The above was an amendment submitted by Manchester IS to resolution no.20 from Glasgow IS branch which read as follows:

This Conference rejects the NC's slogans for the Irish Campaign in Britain. Self-determination when conceived in nationalist terms is purely a bourgeois idea with no clear class implications. Nationalism on the other hand is an ideology frequently used by the capitalist class and must be consistently opposed by socialists when economic development allows the class divisions of society between bosses and workers to be posed in its place.

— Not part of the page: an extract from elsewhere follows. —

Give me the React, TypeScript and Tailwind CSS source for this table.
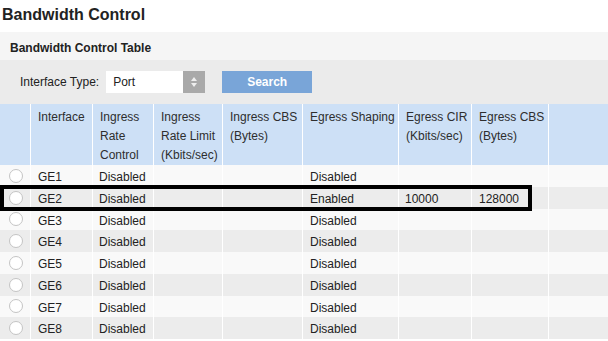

In advanced industrial countries whose economy is distorted by a foreign imperialism (Czechoslovakia, Ireland), any national struggle uniting all strata can be supported but only in terms of raising the class issues. “For Czech freedom against the bosses, Russian and Czech”. “For a socialist Ireland Against the Bosses, Orange and Green, North and South”.

In underdeveloped countries the national struggle can also be supported but only because there is no alternative in that the immediate fight is for industrialisation, the creation of a working-class and against imperialism.